Anyone familiar with hip-hop knows the rough details of Jay-Z’s life story, said Adam Bradley in Salon.com. Born Shawn Carter, the future rapper and rap mogul grew up fatherless in Brooklyn’s Marcy housing project, took up crack-dealing in his early teens, and was 26 before his 1996 debut album launched a prolific, lucrative showbiz career. As Jay-Z, he is “the self-made man of American myth, remixed with a kick drum and a snare.” But the artist’s new book is not the no-holds-barred autobiography fans once hoped it would be: His wife, Beyoncé, is referred to only once, in passing, and the producer he stabbed in a 1999 nightclub scuffle isn’t even mentioned by name. The volume instead is a hybrid: part songbook, part art-laden coffee-table book, part charged “polemic in defense of hip-hop’s poesy.” It makes a fascinating read.

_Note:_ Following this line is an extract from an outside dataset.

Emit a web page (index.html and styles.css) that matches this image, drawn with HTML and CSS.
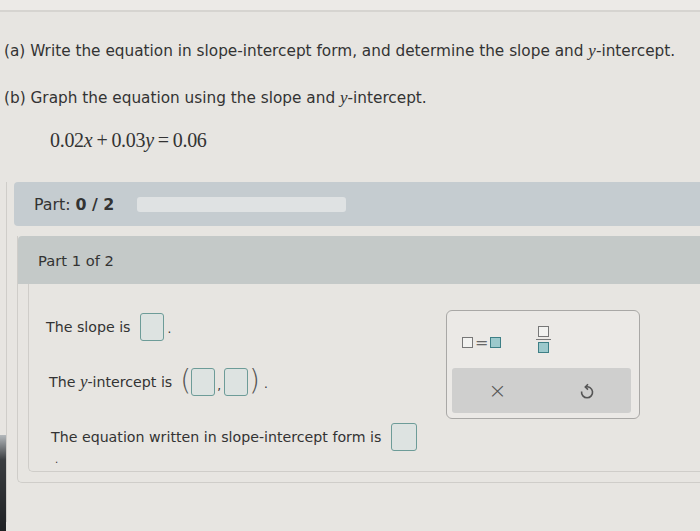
FILE: index.html
```html
<!DOCTYPE html>
<html lang="en">
<head>
    <meta charset="UTF-8">
    <title>Slope-intercept form</title>
    <link rel="stylesheet" href="styles.css">
</head>
<body>
    <div class="topline"></div>
    <div class="question">
        <p class="q-line">(a) Write the equation in slope-intercept form, and determine the slope and <i class="var">y</i>-intercept.</p>
        <p class="q-line">(b) Graph the equation using the slope and <i class="var">y</i>-intercept.</p>
        <p class="equation">0.02<i>x</i><span class="op">+</span>0.03<i>y</i><span class="op">=</span>0.06</p>
    </div>

    <div class="outer">
        <div class="part-bar">
            <span>Part: <b>0 / 2</b></span>
            <div class="progress"></div>
        </div>

        <div class="part-box">
            <div class="part-header">Part 1 of 2</div>
            <div class="part-body">
                <div class="answers">
                    <div class="row row-slope">
                        <span>The slope is</span><span class="box"></span><span class="dot">.</span>
                    </div>
                    <div class="row row-int">
                        <span>The <i class="var">y</i>-intercept is</span><span class="paren">(</span><span class="box"></span><span class="comma">,</span><span class="box"></span><span class="paren close">)</span><span class="dot">.</span>
                    </div>
                    <div class="row row-eq">
                        <span>The equation written in slope-intercept form is</span><span class="box"></span>
                    </div>
                    <div class="tail">.</div>
                </div>

                <div class="keypad">
                    <div class="keys">
                        <span class="key-eq"><span class="sq"></span><span class="eqsign">=</span><span class="sq teal"></span></span>
                        <span class="key-frac"><span class="sq"></span><span class="bar"></span><span class="sq teal"></span></span>
                    </div>
                    <div class="actions">
                        <span class="act">&times;</span>
                        <svg class="act-undo" width="16" height="18" viewBox="0 0 16 18">
                            <path d="M6.5 5 A5.5 5.5 0 1 1 2.6 9.5" fill="none" stroke="#555" stroke-width="1.6"/>
                            <path d="M9 2.2 L6.3 5 L9 7.6" fill="none" stroke="#555" stroke-width="1.6"/>
                        </svg>
                    </div>
                </div>
            </div>
        </div>
    </div>
</body>
</html>
```

FILE: styles.css
```css
body {
    margin: 0;
    padding: 0;
    background-color: #e7e5e1;
    font-family: "DejaVu Sans", Verdana, sans-serif;
    color: #333;
    width: 700px;
    height: 531px;
    overflow: hidden;
}
/* dark screen edge at the bottom left of the photo */
body::before {
    content: "";
    position: fixed;
    left: 0;
    top: 435px;
    width: 6px;
    height: 100px;
    background: linear-gradient(#b4b9bc, #3a3d40 25%, #1d1f22);
}
.topline {
    height: 10px;
    border-bottom: 2px solid #d6d4d0;
    background-color: #eceae7;
}
.question {
    padding: 29px 0 0 4px;
}
.q-line {
    margin: 0 0 27px 0;
    font-size: 15.3px;
    line-height: 20px;
}
.var {
    font-family: "Liberation Serif", "Times New Roman", serif;
    font-size: 17px;
}
.equation {
    margin: -7px 0 0 46px;
    font-family: "Liberation Serif", "Times New Roman", serif;
    font-size: 20px;
    color: #333;
    line-height: 24px;
    letter-spacing: -0.3px;
}
.op {
    margin: 0 4px;
}
.outer {
    margin: 30px 0 0 6px;
    border-left: 1px solid #cfcdc9;
    padding: 0 0 0 7px;
    height: 340px;
}
.part-bar {
    display: flex;
    align-items: center;
    gap: 23px;
    height: 44px;
    padding-left: 20px;
    background-color: #c5ccd0;
    border-radius: 4px 0 0 4px;
    font-size: 15.8px;
}
.progress {
    width: 209px;
    height: 15px;
    border-radius: 3px;
    background-color: #dfe2e3;
}
.part-box {
    margin: 10px 0 0 3px;
    border-left: 1px solid #cfcdc9;
    border-bottom: 1px solid #cfcdc9;
    border-bottom-left-radius: 5px;
    padding-bottom: 10px;
}
.part-header {
    height: 48px;
    display: flex;
    align-items: center;
    padding-left: 20px;
    background-color: #c4c9c8;
    border-radius: 4px 0 0 0;
    font-size: 14.7px;
}
.part-body {
    margin-left: 10px;
    height: 187px;
    border-left: 1px solid #cfcdc9;
    border-bottom: 1px solid #cfcdc9;
    border-bottom-left-radius: 5px;
    display: flex;
}
.answers {
    width: 400px;
    padding: 28px 0 0 17px;
    font-size: 14.2px;
}
.row {
    display: flex;
    align-items: center;
    height: 30px;
}
.row-slope .box {
    margin-left: 9px;
}
.row-int {
    margin-top: 25px;
    padding-left: 3px;
}
.row-eq {
    margin-top: 25px;
    padding-left: 5px;
}
.row-eq .box {
    margin-left: 10px;
    width: 24px;
}
.box {
    display: inline-block;
    width: 22px;
    height: 26px;
    border: 1px solid #6d9c98;
    border-radius: 3px;
    background-color: #dde3e1;
}
.paren {
    font-size: 28px;
    font-weight: 200;
    color: #555;
    margin: 0 0 2px 8px;
    line-height: 26px;
}
.paren.close {
    margin: 0 0 2px 1px;
}
.comma {
    align-self: flex-end;
    margin: 0 3px 4px 2px;
    font-size: 12px;
}
.dot {
    margin-left: 4px;
    font-size: 12px;
    align-self: flex-end;
    padding-bottom: 6px;
}
.tail {
    margin: 2px 0 0 9px;
    font-size: 10px;
}
.keypad {
    margin-top: 26px;
    width: 179px;
    height: 102px;
    border: 1.5px solid #a9a8a6;
    border-radius: 6px;
    background-color: #ebe9e6;
    padding: 0 8px 5px 5px;
}
.keys {
    height: 57px;
    display: flex;
    align-items: center;
    gap: 35px;
    padding-left: 10px;
}
.key-eq {
    display: flex;
    align-items: center;
    margin-top: 6px;
}
.sq {
    display: inline-block;
    width: 9px;
    height: 9px;
    border: 1px solid #777;
    background-color: #f2f2f0;
}
.sq.teal {
    border-color: #3d7f86;
    background-color: #9cc9cc;
}
.eqsign {
    font-size: 16px;
    color: #666;
    margin: 0 2px;
    line-height: 10px;
}
.key-frac {
    display: flex;
    flex-direction: column;
    align-items: center;
    gap: 2px;
}
.key-frac .bar {
    width: 15px;
    height: 1.5px;
    background-color: #777;
}
.actions {
    height: 45px;
    background-color: #cfcfce;
    border-radius: 3px;
    display: flex;
    align-items: center;
    justify-content: space-around;
}
.act {
    font-size: 22px;
    color: #555;
    font-weight: 300;
}
```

Jay-Z’s apparent mission is to teach, said François Marchand in the Montreal Gazette. Even when the text is jump-cutting from “vivid snapshots of his days hustling crack” to anecdotes about hanging with Bill Clinton or U2’s Bono, he’s giving us a history of hip-hop and its place in the broader culture. “So many people,” he writes at one point, “don’t even know how to listen to the music.” To address that problem more directly, he frequently reprints lyrics to his own songs and then deconstructs their allusions and meaning. These lessons heighten one’s appreciation of “the richly layered, metaphoric nature of the author’s own rhymes,” said Michiko Kakutani in The New York Times. Rappers often work just a handful of themes—guns, girls, hustling, and partying being mainstays. But by “putting a street twist on an arsenal of traditional literary devices—hyperbole, double entendres, puns, alliteration, and allusions”—the good ones ever renew the medium.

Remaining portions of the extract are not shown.